O que eu podia esperar, afinal, de um menino largado, como são largados os nossos velhos... o ontem e o amanhã estão a deriva. E o hoje, sabemos que, também, estão sem apoio!
É... realmente a liga com Gabriel teria de ter outro caminho... Procurei outra forma de chamar-lhe a atenção... Ele me perguntou como era ser advogada e professora... “Taí!!”
Ele mesmo deu-me a deixa! Fiz-lhe um convite naquela hora:
“Gabriel – você gostaria de um dia vir a ser meu colega de escritório? – Você tem de estudar muito , sempre. O que achas ? “
Nem de longe imaginava o que viria a seguir...
A transformação foi completa. Tornou-se um menino estudioso. Aprumado, limpo, gentil, já não atazanava tanto os colegas, e me dizia:
“ Me espera, professora, vou trabalhar com a senhora, vou ser doutor...”
O resto do ano transcorreu na maior paz. Com alegria observava a construção daquele pequeno ser. Aquele ano findou. Meu menino já lia e sabia a tabuada de somar.
Nas férias fui informada que o Conselho Tutelar fora buscar o Gabriel e ele deu meu nome. Fui até lá. A tia não suportava mais o menino e queria entregar-me pois somente a mim obedecia, ela disse. Conversamos e aparentemente tudo ficou normal.

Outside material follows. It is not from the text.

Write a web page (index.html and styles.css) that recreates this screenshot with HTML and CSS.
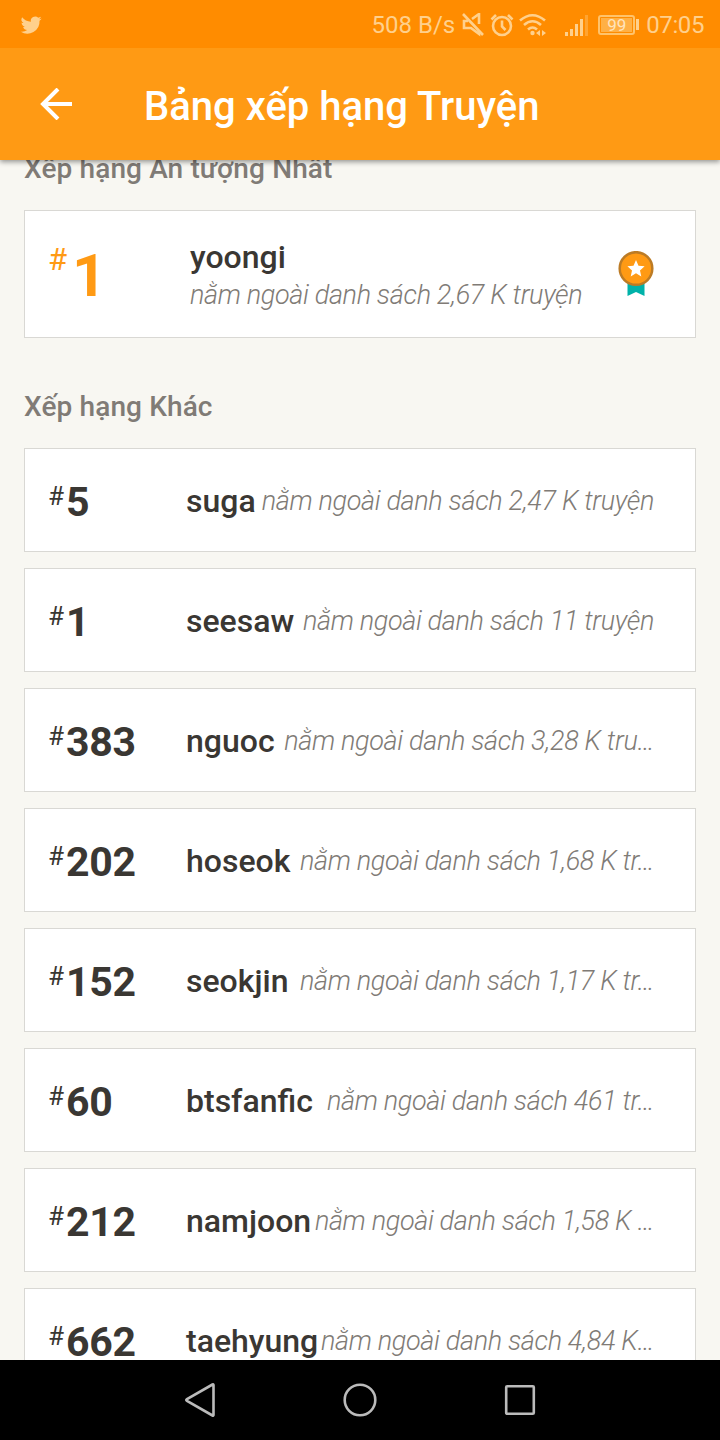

Mas no outro ano o Gabriel não apareceu. Fomos à casa dele e ficamos sabendo que o pai dele tinha saído da prisão, e, que ele fora morar com o mesmo.
Procurei saber para onde fora... Ninguém sabe, ninguém da noticia.

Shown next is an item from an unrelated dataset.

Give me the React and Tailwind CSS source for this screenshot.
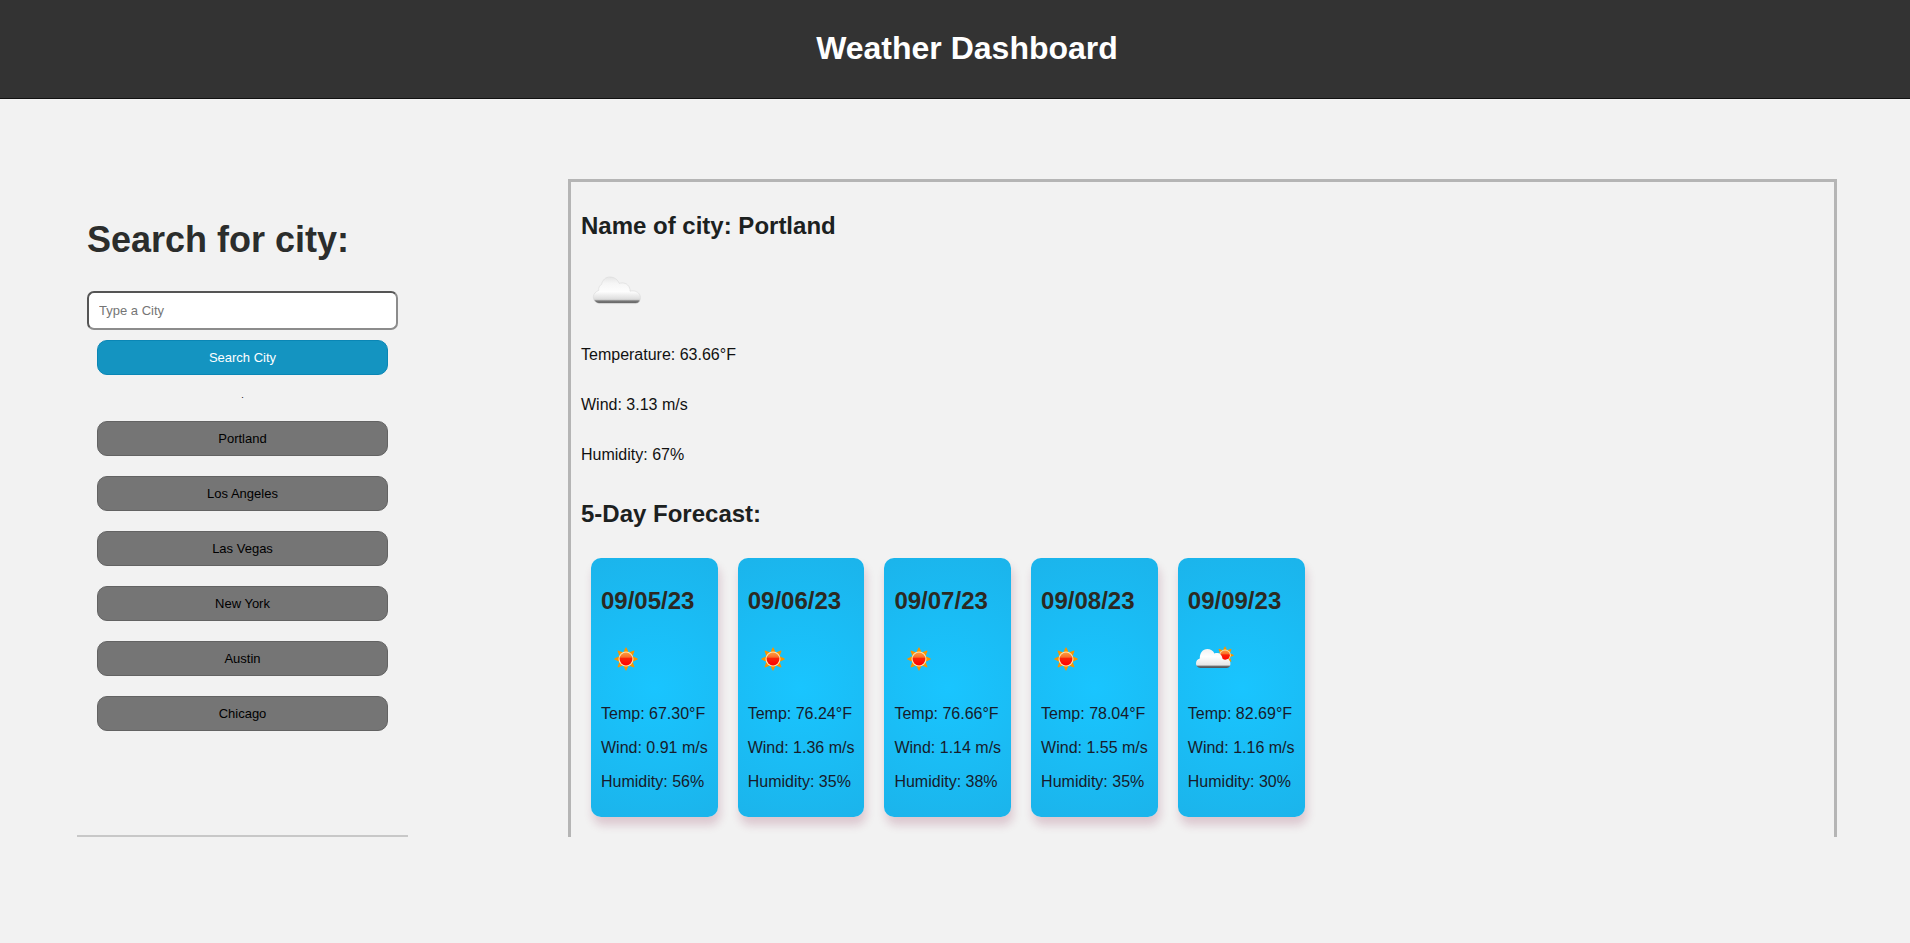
import React, { useState } from "react";

const CITIES = ["Portland", "Los Angeles", "Las Vegas", "New York", "Austin", "Chicago"];

const FORECAST = [
  { date: "09/05/23", icon: "sun", temp: "67.30", wind: "0.91", humidity: 56 },
  { date: "09/06/23", icon: "sun", temp: "76.24", wind: "1.36", humidity: 35 },
  { date: "09/07/23", icon: "sun", temp: "76.66", wind: "1.14", humidity: 38 },
  { date: "09/08/23", icon: "sun", temp: "78.04", wind: "1.55", humidity: 35 },
  { date: "09/09/23", icon: "partly", temp: "82.69", wind: "1.16", humidity: 30 },
];

function Gradients() {
  return (
    <svg width="0" height="0" className="absolute" aria-hidden="true">
      <defs>
        <linearGradient id="disc" x1="0" y1="0" x2="0" y2="1">
          <stop offset="0" stopColor="#ff9a3a" />
          <stop offset="0.35" stopColor="#f9702a" />
          <stop offset="0.45" stopColor="#fa2408" />
          <stop offset="1" stopColor="#ff0000" />
        </linearGradient>
        <linearGradient id="cloud" x1="0" y1="0" x2="0" y2="1">
          <stop offset="0" stopColor="#e6e6e6" />
          <stop offset="0.25" stopColor="#f6f6f6" />
          <stop offset="0.55" stopColor="#fdfdfd" />
          <stop offset="0.84" stopColor="#dcdcdc" />
          <stop offset="0.89" stopColor="#8c8c8c" />
          <stop offset="0.95" stopColor="#5c5c5c" />
          <stop offset="1" stopColor="#b0b0b0" />
        </linearGradient>
        <linearGradient id="cloudSmall" x1="0" y1="0" x2="0" y2="1">
          <stop offset="0" stopColor="#f2f2f2" />
          <stop offset="0.4" stopColor="#ffffff" />
          <stop offset="0.86" stopColor="#e6e6e6" />
          <stop offset="0.88" stopColor="#777777" />
          <stop offset="1" stopColor="#4c5054" />
        </linearGradient>
      </defs>
    </svg>
  );
}

const RAYS = [0, 45, 90, 135, 180, 225, 270, 315];

function Sun({ cx, cy, scale }) {
  return (
    <g transform={`translate(${cx} ${cy}) scale(${scale})`}>
      {RAYS.map((a) => (
        <path key={a} d="M-2.7 -6.6 L-0.4 -11.6 L0.4 -11.6 L2.7 -6.6 Z" fill="#f79400" transform={`rotate(${a})`} />
      ))}
      <circle r="7.5" fill="#fbe3b0" />
      <circle r="6.4" fill="url(#disc)" />
    </g>
  );
}

function SunIcon() {
  return (
    <svg viewBox="0 0 50 50" className="size-[50px]" role="img" aria-label="Clear sky">
      <Sun cx={25} cy={25} scale={1} />
    </svg>
  );
}

function PartlyIcon() {
  return (
    <svg viewBox="0 0 50 50" className="size-[50px]" role="img" aria-label="Few clouds">
      <Sun cx={37} cy={21.3} scale={0.76} />
      <path
        d="M12.5 34 C9.6 34 8 32 8 29.6 C8 27.2 9.4 25.3 11.8 24.6 C11.6 19 14.8 15 19.3 15 C22.6 15 25.2 16.6 26.4 19.4 C30 18 34 19.6 34.4 24.6 C35.8 26 38 26.2 39.6 25 C41.6 25.6 42.4 27.8 42.4 29.9 C42.4 32.3 40.8 34 38.3 34 Z"
        fill="url(#cloudSmall)"
      />
    </svg>
  );
}

function CloudIcon() {
  return (
    <svg viewBox="0 0 70 70" className="mt-[15px] size-[70px]" role="img" aria-label="Cloudy">
      <path
        d="M18.5 48.6 C14.6 48 12.2 45.2 12.4 41.6 C12.6 38.6 14.8 36.6 17.8 35.4 C17.4 32.8 18.4 30.4 20.6 29.4 C21.6 24.8 24.6 22 28.8 22 C33.2 22 36.6 24.4 38.2 28.4 C41.6 27.2 46.8 28 48.6 33 C49 34.2 49.2 35.2 49 36.2 C54.6 34.8 59.4 38 59.4 42.4 C59.4 45.8 58 48 54.6 48.6 Z"
        fill="url(#cloud)"
        stroke="#d8d8d8"
        strokeOpacity="0.7"
        strokeWidth="0.8"
      />
    </svg>
  );
}

function ForecastCard({ day }) {
  return (
    <li className="rounded-[10px] bg-[radial-gradient(circle,#19c5ff_0%,#1bb4eb_100%)] px-2.5 pt-[29px] pb-[26px] text-[#171b2b] shadow-[2px_8px_10px_rgba(130,30,70,0.2)]">
      <h3 className="text-[24px] leading-7 font-bold text-[#2b2922]">{day.date}</h3>
      <div className="mt-[19px] mb-[21px]">{day.icon === "sun" ? <SunIcon /> : <PartlyIcon />}</div>
      <div className="flex flex-col gap-4 text-[16px] leading-[18px] whitespace-nowrap">
        <p>Temp: {day.temp}°F</p>
        <p>Wind: {day.wind} m/s</p>
        <p>Humidity: {day.humidity}%</p>
      </div>
    </li>
  );
}

export default function App() {
  const [query, setQuery] = useState("");
  return (
    <div className="min-h-screen bg-[#f2f2f2] font-['Liberation_Sans',Arial,sans-serif] text-[#111]">
      <Gradients />
      <header className="border-b border-[#111] bg-[#333] pt-[30px] pb-8 pl-6">
        <h1 className="text-center text-[32px] leading-9 font-bold text-white">Weather Dashboard</h1>
      </header>
      <main className="flex gap-40 pt-20 pr-[73px] pl-[77px]">
        <aside className="w-[331px] shrink-0 border-b-2 border-[#c8c8c8] px-2.5 pt-[41px]">
          <form onSubmit={(e) => e.preventDefault()}>
            <h2 className="text-[36px] leading-10 font-bold text-[#2b2d2c]">
              <label htmlFor="city">Search for city:</label>
            </h2>
            <input
              id="city"
              type="text"
              value={query}
              onChange={(e) => setQuery(e.target.value)}
              placeholder="Type a City"
              className="mt-[31px] block h-[39px] w-full rounded-[7px] border-2 border-t-[#555] border-r-[#8c8c8c] border-b-[#8c8c8c] border-l-[#555] bg-white px-2.5 text-[13px] placeholder:text-[#757575]"
            />
            <div className="mt-2.5 px-2.5">
              <button
                type="submit"
                className="block h-[35px] w-full rounded-[10px] border border-[#0a86b5] bg-[#1494c1] text-[13px] text-white"
              >
                Search City
              </button>
            </div>
          </form>
          <p className="mb-1.5 text-center text-[9px] leading-10 text-black">.</p>
          <ul className="flex flex-col gap-5 px-2.5">
            {CITIES.map((city) => (
              <li key={city}>
                <button
                  type="button"
                  className="block h-[35px] w-full rounded-[10px] border border-[#636363] bg-[#757575] text-[13px] text-black"
                >
                  {city}
                </button>
              </li>
            ))}
          </ul>
        </aside>
        <section className="min-w-0 flex-1 border-3 border-b-0 border-[#b5b5b5] px-2.5 pt-[30px] pb-5">
          <h2 className="text-[24px] leading-7 font-bold text-[#1c211f]">Name of city: Portland</h2>
          <CloudIcon />
          <div className="mt-[21px] flex flex-col gap-8 text-[16px] leading-[18px]">
            <p>Temperature: 63.66°F</p>
            <p>Wind: 3.13 m/s</p>
            <p>Humidity: 67%</p>
          </div>
          <h2 className="mt-9 text-[24px] leading-7 font-bold text-[#1c211f]">5-Day Forecast:</h2>
          <ul className="mt-[30px] flex flex-wrap gap-5 px-2.5">
            {FORECAST.map((day) => (
              <ForecastCard key={day.date} day={day} />
            ))}
          </ul>
        </section>
      </main>
    </div>
  );
}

Fico angustiada – será que perdi para as mal-querenças da vida um brilhante futuro colega de escritório?!
Precisamos ajudar os Gabriels perdidos na selva imensa da vida.
Ninguém sobrevive sozinho... chega um momento em que a angústia e a solidão não darão tréguas e exigirão companhia... É a lei da vida!
Precisamos redescobrir e doar a esses meninos a gratuidade do amor.
Alguém que não tem experiência de um convívio familiar onde todos se ergam no apoio mútuo, que não tem a vibração necessária por uma vitória, onde todos sofram numa dor, onde haja o companheirismo, não saberá o que perdeu – porque nunca teve!
E a segurança vai definhando...
O amor não é utopia, ele se alimenta do dia a dia, e, isso torna a vida possível!
Gabriel, meu menino! Não deixe que a criminalidade te adote. E se alguém te disser que estou te procurando – retorne! A mestra te chama, volte! Conclua teus estudos. Venha assumir o escritório, como combinamos!
Se alguém vir na rua um guri franzino, serelepe, cabelos molinha, com mais ou menos oito para nove anos, olhar de fogo triste e brilhante, traquina, me avise – vou busca-lo!